Rgz SALON member Lyn Miller-Lachmann is the Editor-in-Chief of MultiCultural Review; the author of the award-winning multicultural bibliography Our Family, Our Friends, Our World; the editor of Once Upon a Cuento, a collection of short stories by Latino authors; and most recently, the author of Gringolandia, a young adult novel about a refugee family living with the aftermath of the Pinochet dictatorship in Chile. (Read the fascinating Cover Story for Gringolandia.)
We're honored to have her here as part of the rgz SALON, a feature where four of the top kidlit experts clue us in to the best YA novels they've read recently. Today, Lyn reviews My Life with the Lincolns by Gayle Brandeis (Henry Holt, 2010).

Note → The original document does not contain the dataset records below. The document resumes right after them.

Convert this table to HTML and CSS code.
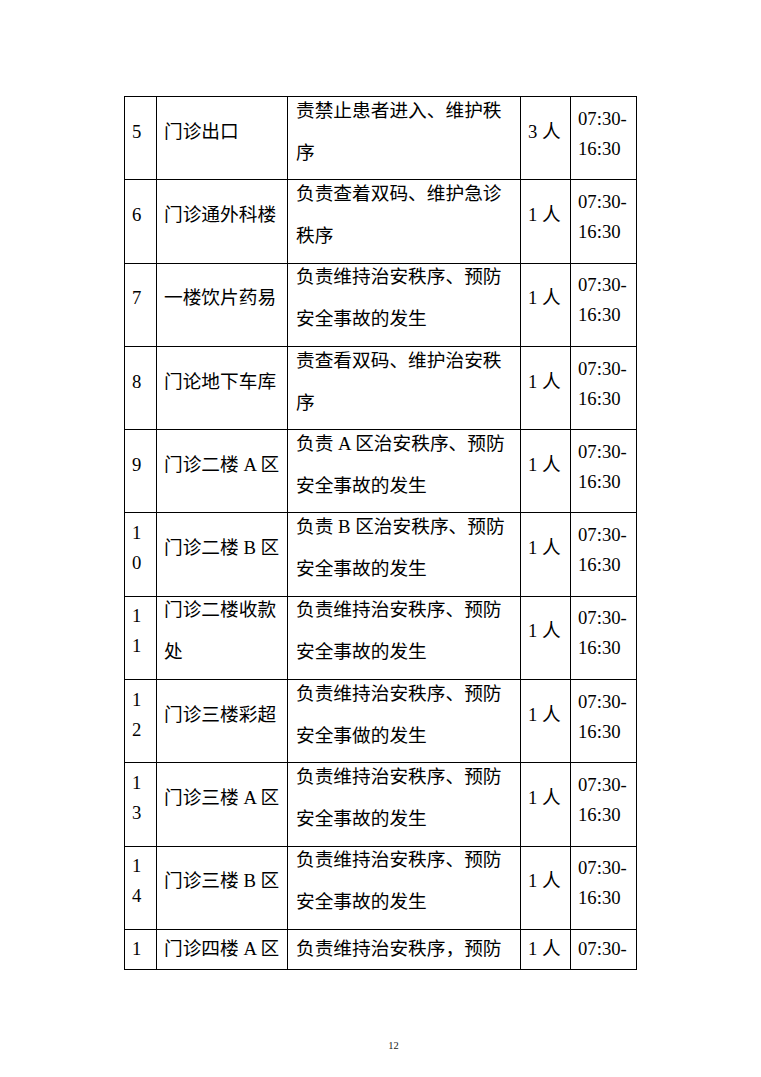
FILE: index.html
```html
<!DOCTYPE html>
<html lang="zh-CN">
<head>
<meta charset="utf-8">
<title>门诊岗位表</title>
<link rel="stylesheet" href="styles.css">
</head>
<body>
<div class="page">
  <table class="duty-table">
    <colgroup>
      <col class="c-no"><col class="c-place"><col class="c-duty"><col class="c-count"><col class="c-time">
    </colgroup>
    <tbody>
      <tr>
        <td><div class="lat">5</div></td>
        <td><div class="cjk">门诊出口</div></td>
        <td><div class="cjk">责禁止患者进入、维护秩<br>序</div></td>
        <td><div class="cjk">3 人</div></td>
        <td><div class="tm">07:30-<br>16:30</div></td>
      </tr>
      <tr>
        <td><div class="lat">6</div></td>
        <td><div class="cjk">门诊通外科楼</div></td>
        <td><div class="cjk">负责查着双码、维护急诊<br>秩序</div></td>
        <td><div class="cjk">1 人</div></td>
        <td><div class="tm">07:30-<br>16:30</div></td>
      </tr>
      <tr>
        <td><div class="lat">7</div></td>
        <td><div class="cjk">一楼饮片药易</div></td>
        <td><div class="cjk">负责维持治安秩序、预防<br>安全事故的发生</div></td>
        <td><div class="cjk">1 人</div></td>
        <td><div class="tm">07:30-<br>16:30</div></td>
      </tr>
      <tr>
        <td><div class="lat">8</div></td>
        <td><div class="cjk">门论地下车库</div></td>
        <td><div class="cjk">责查看双码、维护治安秩<br>序</div></td>
        <td><div class="cjk">1 人</div></td>
        <td><div class="tm">07:30-<br>16:30</div></td>
      </tr>
      <tr>
        <td><div class="lat">9</div></td>
        <td><div class="cjk">门诊二楼 A 区</div></td>
        <td><div class="cjk">负责 A 区治安秩序、预防<br>安全事故的发生</div></td>
        <td><div class="cjk">1 人</div></td>
        <td><div class="tm">07:30-<br>16:30</div></td>
      </tr>
      <tr>
        <td><div class="lat">1<br>0</div></td>
        <td><div class="cjk">门诊二楼 B 区</div></td>
        <td><div class="cjk">负责 B 区治安秩序、预防<br>安全事故的发生</div></td>
        <td><div class="cjk">1 人</div></td>
        <td><div class="tm">07:30-<br>16:30</div></td>
      </tr>
      <tr>
        <td><div class="lat">1<br>1</div></td>
        <td><div class="cjk">门诊二楼收款<br>处</div></td>
        <td><div class="cjk">负责维持治安秩序、预防<br>安全事故的发生</div></td>
        <td><div class="cjk">1 人</div></td>
        <td><div class="tm">07:30-<br>16:30</div></td>
      </tr>
      <tr>
        <td><div class="lat">1<br>2</div></td>
        <td><div class="cjk">门诊三楼彩超</div></td>
        <td><div class="cjk">负责维持治安秩序、预防<br>安全事做的发生</div></td>
        <td><div class="cjk">1 人</div></td>
        <td><div class="tm">07:30-<br>16:30</div></td>
      </tr>
      <tr>
        <td><div class="lat">1<br>3</div></td>
        <td><div class="cjk">门诊三楼 A 区</div></td>
        <td><div class="cjk">负责维持治安秩序、预防<br>安全事故的发生</div></td>
        <td><div class="cjk">1 人</div></td>
        <td><div class="tm">07:30-<br>16:30</div></td>
      </tr>
      <tr>
        <td><div class="lat">1<br>4</div></td>
        <td><div class="cjk">门诊三楼 B 区</div></td>
        <td><div class="cjk">负责维持治安秩序、预防<br>安全事故的发生</div></td>
        <td><div class="cjk">1 人</div></td>
        <td><div class="tm">07:30-<br>16:30</div></td>
      </tr>
      <tr class="last">
        <td><div class="lat">1</div></td>
        <td><div class="cjk">门诊四楼 A 区</div></td>
        <td><div class="cjk">负责维持治安秩序，预防</div></td>
        <td><div class="cjk">1 人</div></td>
        <td><div class="tm">07:30-</div></td>
      </tr>
    </tbody>
  </table>
  <div class="page-number">12</div>
</div>
</body>
</html>
```
FILE: styles.css
```css
html, body {
  margin: 0;
  padding: 0;
  background: #ffffff;
}

body {
  font-family: "Liberation Serif", "Noto Sans CJK SC", serif;
  color: #000000;
}

.page {
  width: 761px;
  height: 1077px;
  box-sizing: border-box;
  padding: 96px 0 0 124px;
}

.duty-table {
  border-collapse: collapse;
  table-layout: fixed;
  width: 513px;
  font-size: 18.7px;
}

.c-no { width: 32px; }
.c-place { width: 131px; }
.c-duty { width: 233px; }
.c-count { width: 50px; }
.c-time { width: 66px; }

.duty-table tr {
  height: 83.3px;
}

.duty-table tr.last {
  height: 40px;
}

.duty-table td {
  border: 1px solid #000000;
  padding: 0 4px 0 7px;
  vertical-align: middle;
  white-space: nowrap;
  overflow: hidden;
}

.duty-table td:nth-child(3) {
  padding-left: 8px;
}

.cjk {
  line-height: 42px;
  margin-top: -13px;
}

.lat {
  line-height: 30px;
  margin-top: -13px;
}

.tm {
  line-height: 30px;
  margin-top: -9px;
}

.last .cjk,
.last .lat,
.last .tm {
  line-height: 30px;
  margin-top: 0;
}

.page-number {
  margin-top: 70px;
  padding-left: 139px;
  width: 261px;
  text-align: center;
  font-size: 10.5px;
  line-height: 12px;
  color: #222222;
}
```
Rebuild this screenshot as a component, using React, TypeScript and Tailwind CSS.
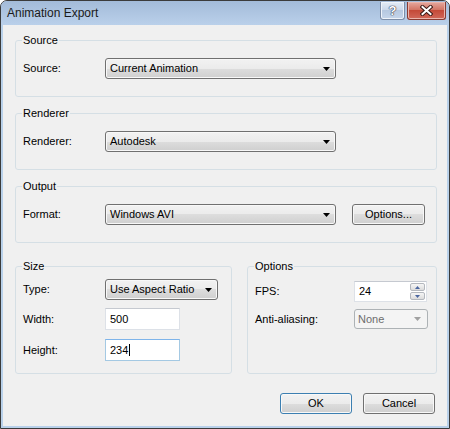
import React from "react";

function Arrow({ gray }: { gray?: boolean }) {
  return (
    <svg width="7" height="4" viewBox="0 0 7 4" className="shrink-0">
      <path d="M0 0H7L3.5 4Z" fill={gray ? "#a0a0a0" : "#000"} />
    </svg>
  );
}

function Combo({ text, cls }: { text: string; cls: string }) {
  return (
    <div
      className={`flex h-[21px] items-center justify-between rounded-[3px] border border-[#707070] bg-[linear-gradient(#f2f2f2,#ebebeb_50%,#dddddd_50%,#cfcfcf)] pl-[4px] pr-[5px] shadow-[inset_0_0_0_1px_#f8f8f8] ${cls}`}
    >
      <span className="leading-[13px]">{text}</span>
      <Arrow />
    </div>
  );
}

function Btn({ text, cls }: { text: string; cls: string }) {
  return (
    <div
      className={`flex h-[21px] items-center justify-center rounded-[3px] border bg-[linear-gradient(#f2f2f2,#ebebeb_50%,#dddddd_50%,#cfcfcf)] shadow-[inset_0_0_0_1px_#f8f8f8] ${cls}`}
    >
      <span className="leading-[13px]">{text}</span>
    </div>
  );
}

function Legend({ text }: { text: string }) {
  return <legend className="ml-[6px] px-[1px] text-[11px] leading-[14px]">{text}</legend>;
}

export default function App() {
  return (
    <div className="font-['Liberation_Sans',Arial,sans-serif] text-[11px] text-black">
      <div className="flex h-[429px] w-[450px] flex-col overflow-hidden rounded-t-[7px] border border-[#3b3b3b] bg-[#b9d1ea]">
        {/* title bar */}
        <div className="flex h-[24px] shrink-0 items-start bg-[linear-gradient(#a3bbd9,#bad0ea)]">
          <div className="flex h-[24px] flex-1 items-center pl-[6px] text-[12px] text-[#1a1a1a]">Animation Export</div>
          <div className="mr-[3px] mt-[1px] flex gap-[2px]">
            <div className="flex h-[18px] w-[25px] items-center justify-center rounded-b-[3px] border border-t-0 border-[#7d8ea8] bg-[linear-gradient(#e4ecf6,#c9d7ea_50%,#b6c8e0_50%,#c6d6ea)] shadow-[inset_0_0_0_1px_#eef3fa]">
              <span className="text-[13px] font-bold leading-[13px] text-white [text-shadow:0_0_1px_#334,0_0_1px_#334,0_0_1px_#334]">?</span>
            </div>
            <div className="flex h-[18px] w-[39px] items-center justify-center rounded-b-[3px] border border-t-0 border-[#8a3a30] bg-[linear-gradient(#e6a99f,#d0705f_50%,#c44a38_50%,#d1695a)] shadow-[inset_0_0_0_1px_#eab5ac]">
              <svg width="13" height="11" viewBox="0 0 13 11">
                <path d="M2.5 2L10.5 9M10.5 2L2.5 9" stroke="#3a1a16" strokeWidth="4" strokeLinecap="square" />
                <path d="M2.5 2L10.5 9M10.5 2L2.5 9" stroke="#fff" strokeWidth="2" strokeLinecap="square" />
              </svg>
            </div>
          </div>
        </div>

        {/* content */}
        <div className="mx-[2px] mb-[2px] flex flex-1 flex-col bg-[#f0f0f0] pl-[12px] pr-[10px] pt-[8px]">
          <fieldset className="rounded-[3px] border border-[#d5dfe5]">
            <Legend text="Source" />
            <div className="flex items-center pb-[17px] pl-[7px] pt-[11px]">
              <span className="w-[82px]">Source:</span>
              <Combo text="Current Animation" cls="w-[231px]" />
            </div>
          </fieldset>

          <fieldset className="mt-[9px] rounded-[3px] border border-[#d5dfe5]">
            <Legend text="Renderer" />
            <div className="flex items-center pb-[17px] pl-[7px] pt-[11px]">
              <span className="w-[82px]">Renderer:</span>
              <Combo text="Autodesk" cls="w-[231px]" />
            </div>
          </fieldset>

          <fieldset className="mt-[9px] rounded-[3px] border border-[#d5dfe5]">
            <Legend text="Output" />
            <div className="flex items-center pb-[17px] pl-[7px] pt-[11px]">
              <span className="w-[82px]">Format:</span>
              <Combo text="Windows AVI" cls="w-[231px]" />
              <Btn text="Options..." cls="ml-[16px] w-[73px] border-[#707070]" />
            </div>
          </fieldset>

          <div className="mt-[16px] flex gap-[15px]">
            <fieldset className="w-[217px] rounded-[3px] border border-[#d5dfe5]">
              <Legend text="Size" />
              <div className="flex flex-col pb-[12px] pl-[7px] pt-[6px]">
                <div className="flex items-center">
                  <span className="w-[82px]">Type:</span>
                  <Combo text="Use Aspect Ratio" cls="w-[113px]" />
                </div>
                <div className="mt-[8px] flex items-center">
                  <span className="w-[82px]">Width:</span>
                  <div className="flex h-[22px] w-[75px] items-center border border-[#dde1e7] border-t-[#c5c9d0] bg-white pl-[4px]">500</div>
                </div>
                <div className="mt-[9px] flex items-center">
                  <span className="w-[82px]">Height:</span>
                  <div className="flex h-[22px] w-[75px] items-center border border-[#a4c9e3] border-t-[#7eb4ea] bg-white pl-[4px]">
                    <span>234</span>
                    <span className="ml-[1px] h-[12px] w-[1px] bg-black" />
                  </div>
                </div>
              </div>
            </fieldset>

            <fieldset className="flex-1 rounded-[3px] border border-[#d5dfe5]">
              <Legend text="Options" />
              <div className="flex flex-col pl-[7px] pt-[8px]">
                <div className="flex items-center">
                  <span className="w-[99px]">FPS:</span>
                  <div className="flex h-[21px] w-[73px] items-center justify-between border border-[#dde1e7] border-t-[#c5c9d0] bg-white pl-[4px] pr-[1px]">
                    <span>24</span>
                    <div className="flex flex-col gap-[1px]">
                      <div className="flex h-[8px] w-[15px] items-center justify-center rounded-[2px] border border-[#b4b8be] bg-[linear-gradient(#f6f6f6,#dcdcdc)]">
                        <svg width="5" height="3" viewBox="0 0 5 3"><path d="M0 3H5L2.5 0Z" fill="#4a66a0" /></svg>
                      </div>
                      <div className="flex h-[8px] w-[15px] items-center justify-center rounded-[2px] border border-[#b4b8be] bg-[linear-gradient(#f6f6f6,#dcdcdc)]">
                        <svg width="5" height="3" viewBox="0 0 5 3"><path d="M0 0H5L2.5 3Z" fill="#4a66a0" /></svg>
                      </div>
                    </div>
                  </div>
                </div>
                <div className="mt-[7px] flex items-center">
                  <span className="w-[99px]">Anti-aliasing:</span>
                  <div className="flex h-[20px] w-[74px] items-center justify-between rounded-[3px] border border-[#adb2b5] bg-[#f4f4f4] pl-[3px] pr-[6px] text-[#6d6d6d]">
                    <span className="leading-[13px]">None</span>
                    <Arrow gray />
                  </div>
                </div>
              </div>
            </fieldset>
          </div>

          <div className="mr-[2px] mt-[19px] flex justify-end gap-[11px]">
            <Btn text="OK" cls="w-[72px] border-[#3c7fb1] shadow-[inset_0_0_0_1px_#9cd3f3]" />
            <Btn text="Cancel" cls="w-[72px] border-[#707070]" />
          </div>
        </div>
      </div>
    </div>
  );
}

"Author of three novels for adult readers, Brandeis makes her debut for young readers with a delightful story that left me putting her adult novels on my TBR list. My Life with the Lincolns is a funny, smart, and endearing story about a 12-year-old trying to make sense with the changes in her family, the world around her, and, ultimately, herself.
"Mina Edelman is the middle child of a raucous Jewish family living in the Chicago suburb of Downers Grover in 1966. Her father, Albert Baruch Edelman, runs a furniture store that has been in the family for generations. His initials are ABE, and Mina, a history buff, is obsessed with the thought that her family is the reincarnation of the Lincoln family, her father is about to be assassinated, and she and her younger sister Tabby will soon die of disease. Her Abe Lincoln obsession leads her to publish a newsletter, The Lincoln Log, which is a favorite of Honest Abe’s Furniture’s customers.
"Things start to get out of hand when Mina’s father offers to furnish Dr. Martin Luther King’s house when the civil rights leader moves to Chicago to challenge housing discrimination. Abe, who is as goofily obsessive as his daughter, faints from heat exhaustion at one of Dr. King’s speeches, and when he awakens, he has a new mission in life—to lead the charge for Dr. King’s cause. Mina, who has accompanied him to the fateful rally, keeps her father’s secret as he and she poses as half of an interracial family and attend marches with the other half of the 'family where they are attacked by racist counter-demonstrators. But when Abe brings the civil rights cause to their quiet, all-white suburb, all secrets are exposed with unpredictable results.
"Brandeis’s portrait of the time period and of a Jewish family split by the civil rights movement is authentic. While many Jewish leaders and ordinary Jews supported the movement and connected the African-American quest for justice to their own, others feared the changes that would ensue. What makes My Life with the Lincolns special is that there are no heroes or villains, and some of the characters that seem most resistant to change are the ones who surprise the reader. And then, there’s the humor, conveyed through Mina’s idiosyncratic voice, the situations in which she finds herself, and the other characters, who are both recognizable and truly original." -Lyn Miller-Lachmann
We sometimes love a book with no heroes or villains, just true, nuanced people trying their best. This sounds fantastic. Thank you, Lyn!